As has been indicated in an earlier chapter, there is reason to believe that the institution of ownership has begun with the ownership of persons, primarily women. The incentives to acquiring such property have apparently been: (1) a propensity for dominance and coercion; (2) the utility of these persons as evidence of the prowess of their owner; (3) the utility of their services.
Personal service holds a peculiar place in the economic development. During the stage of quasi-peaceable industry, and especially during the earlier development of industry within the limits of this general stage, the utility of their services seems commonly to be the dominant motive to the acquisition of property in persons. Servants are valued for their services. But the dominance of this motive is not due to a decline in the absolute importance of the other two utilities possessed by servants. It is rather that the altered circumstances of life accentuate the utility of servants for this last-named purpose. Women and other slaves are highly valued, both as an evidence of wealth and as a means of accumulating wealth. Together with cattle, if the tribe is a pastoral one, they are the usual form of investment for a profit. To such an extent may female slavery give its character to the economic life under the quasi-peaceable culture that the woman even comes to serve as a unit of value among peoples occupying this cultural stage — as for instance in Homeric times. Where this is the case there need be little question but that the basis of the industrial system is chattel slavery and that the women are commonly slaves. The great, pervading human relation in such a system is that of master and servant. The accepted evidence of wealth is the possession of many women, and presently also of other slaves engaged in attendance on their master's person and in producing goods for him.

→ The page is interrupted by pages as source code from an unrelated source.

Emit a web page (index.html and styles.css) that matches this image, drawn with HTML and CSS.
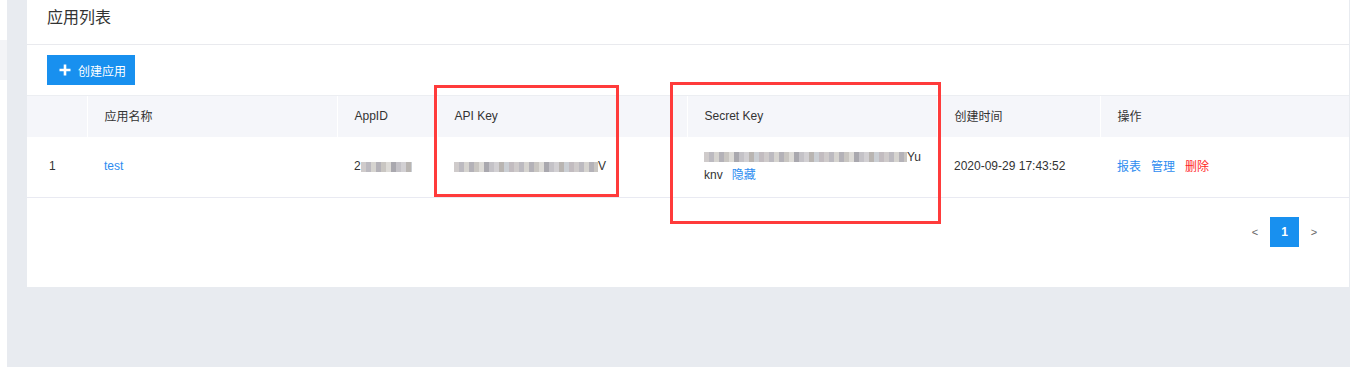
FILE: index.html
```html
<!DOCTYPE html>
<html lang="zh-CN">
<head>
<meta charset="utf-8">
<title>应用列表</title>
<link rel="stylesheet" href="styles.css">
</head>
<body>
<div class="page">
  <aside class="sidebar"><div class="side-item"></div></aside>
  <main class="main">
    <section class="card">
      <header class="card-head"><h1 class="card-title">应用列表</h1></header>
      <div class="toolbar">
        <button class="btn-primary" type="button">
          <svg class="plus" viewBox="0 0 12 12" width="12" height="12"><path d="M6 0.5v11M0.5 6h11" stroke="#fff" stroke-width="2.6" fill="none"/></svg>
          <span>创建应用</span>
        </button>
      </div>
      <table class="grid">
        <colgroup>
          <col class="c-idx"><col class="c-name"><col class="c-appid"><col class="c-api"><col class="c-secret"><col class="c-time"><col class="c-op">
        </colgroup>
        <thead>
          <tr>
            <th class="idx"></th>
            <th>应用名称</th>
            <th>AppID</th>
            <th>API Key</th>
            <th>Secret Key</th>
            <th>创建时间</th>
            <th>操作</th>
          </tr>
        </thead>
        <tbody>
          <tr>
            <td class="idx">1</td>
            <td><a class="link">test</a></td>
            <td><span class="txt">2</span><span class="mosaic m-appid"></span></td>
            <td><span class="mosaic m-api"></span><span class="txt">V</span></td>
            <td class="secret">
              <div class="line"><span class="mosaic m-secret"></span><span class="txt">Yu</span></div>
              <div class="line"><span class="txt">knv</span><a class="link hide">隐藏</a></div>
            </td>
            <td>2020-09-29 17:43:52</td>
            <td class="ops"><a class="link">报表</a><a class="link">管理</a><a class="link danger">删除</a></td>
          </tr>
        </tbody>
      </table>
      <nav class="pager">
        <span class="pg-arrow">&lt;</span>
        <span class="pg-num active">1</span>
        <span class="pg-arrow">&gt;</span>
      </nav>
    </section>
    <div class="mark mark-api"></div>
    <div class="mark mark-secret"></div>
  </main>
</div>
</body>
</html>
```

FILE: styles.css
```css
* { box-sizing: border-box; }
html, body { margin: 0; padding: 0; }
body {
  font-family: "Liberation Sans", Arial, "Noto Sans CJK SC", sans-serif;
  font-size: 12px;
  color: #333;
  background: #e8ebf0;
}
.page {
  display: flex;
  min-height: 367px;
}
.sidebar {
  width: 7px;
  background: #fff;
  padding-top: 40px;
}
.side-item {
  height: 40px;
  background: #f3f4f7;
}
.main {
  flex: 1;
  padding: 0 1px 0 20px;
  background: #e8ebf0;
  position: relative;
}
.card {
  background: #fff;
  height: 287px;
}
.card-head {
  height: 45px;
  border-bottom: 1px solid #e9eaee;
  padding: 5px 0 0 20px;
}
.card-title {
  margin: 0;
  font-size: 16px;
  font-weight: normal;
  line-height: 22px;
  color: #333;
  font-family: "Noto Sans CJK SC", sans-serif;
}
.toolbar {
  padding: 10px 20px;
}
.btn-primary {
  display: flex;
  align-items: center;
  gap: 7px;
  height: 30px;
  width: 88px;
  padding: 0 0 0 12px;
  border: 0;
  background: #1890ef;
  color: #fff;
  font-size: 12px;
  font-family: "Noto Sans CJK SC", sans-serif;
}
.plus { display: block; }
.grid {
  width: 100%;
  border-collapse: collapse;
  table-layout: fixed;
}
.c-idx { width: 60px; }
.c-name { width: 250px; }
.c-appid { width: 100px; }
.c-api { width: 250px; }
.c-secret { width: 250px; }
.c-time { width: 163px; }
.grid th {
  height: 41px;
  background: #f5f6fa;
  border-top: 1px solid #eceef2;
  border-left: 1px solid #fff;
  text-align: left;
  font-weight: normal;
  padding: 0 0 1px 17px;
  color: #333;
}
.grid th.idx { border-left: 0; }
.grid td {
  height: 61px;
  border-bottom: 1px solid #e9eaf2;
  padding: 0 0 2px 17px;
  vertical-align: middle;
  color: #333;
}
.grid td.idx { padding-left: 22px; }
.line {
  line-height: 18px;
  display: flex;
  align-items: center;
}
.link {
  color: #2d8cf0;
  cursor: pointer;
}
.link.danger { color: #ff1f1f; }
.hide { margin-left: 9px; }
.ops .link { margin-right: 10px; }
.mosaic {
  display: inline-block;
  height: 10px;
  vertical-align: middle;
  background-image: linear-gradient(90deg,
    #cfcbcb 0 5px, #bcbac0 5px 10px, #d6d4d0 10px 15px, #b4b2b8 15px 20px,
    #c9c6c2 20px 25px, #dddbd7 25px 30px, #a9a8ae 30px 35px, #c4c2c7 35px 40px,
    #d2d0d3 40px 45px, #b9b5b2 45px 50px, #cbcfd4 50px 55px, #c2bcc0 55px 60px);
  background-size: 60px 10px;
  background-repeat: repeat-x;
}
.m-appid { width: 51px; }
.m-api { width: 144px; }
.m-secret { width: 203px; }
.pager {
  display: flex;
  justify-content: flex-end;
  align-items: center;
  margin-top: 19px;
  padding-right: 20px;
}
.pg-arrow, .pg-num {
  width: 30px;
  height: 30px;
  display: flex;
  align-items: center;
  justify-content: center;
  font-size: 11px;
  color: #666;
}
.pg-num.active {
  background: #1890ef;
  color: #fff;
  font-size: 12px;
  font-weight: bold;
  width: 29px;
}
.mark {
  position: absolute;
  border: 3px solid #ff3b3b;
}
.mark-api {
  left: 427px;
  top: 85px;
  width: 185px;
  height: 112px;
}
.mark-secret {
  left: 663px;
  top: 82px;
  width: 271px;
  height: 142px;
}
```
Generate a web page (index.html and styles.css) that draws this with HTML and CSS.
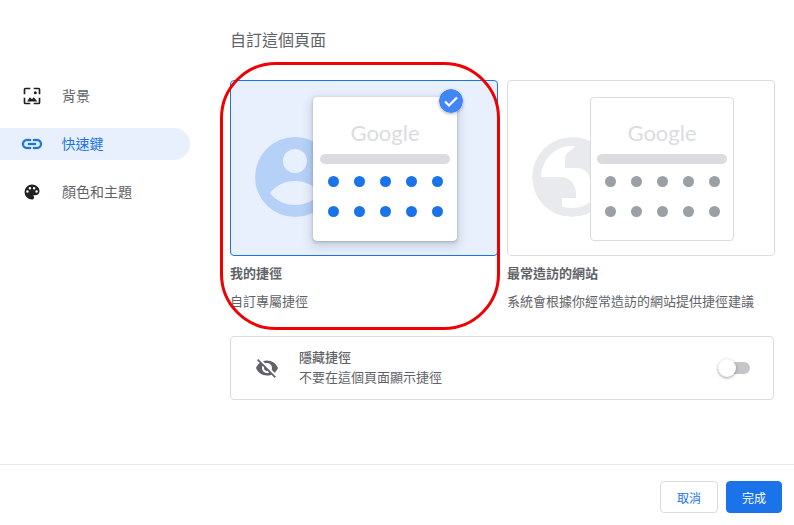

A division of labour presently sets in, whereby personal service and attendance on the master becomes the special office of a portion of the servants, while those who are wholly employed in industrial occupations proper are removed more and more from all immediate relation to the person of their owner. At the same time those servants whose office is personal service, including domestic duties, come gradually to be exempted from productive industry carried on for gain.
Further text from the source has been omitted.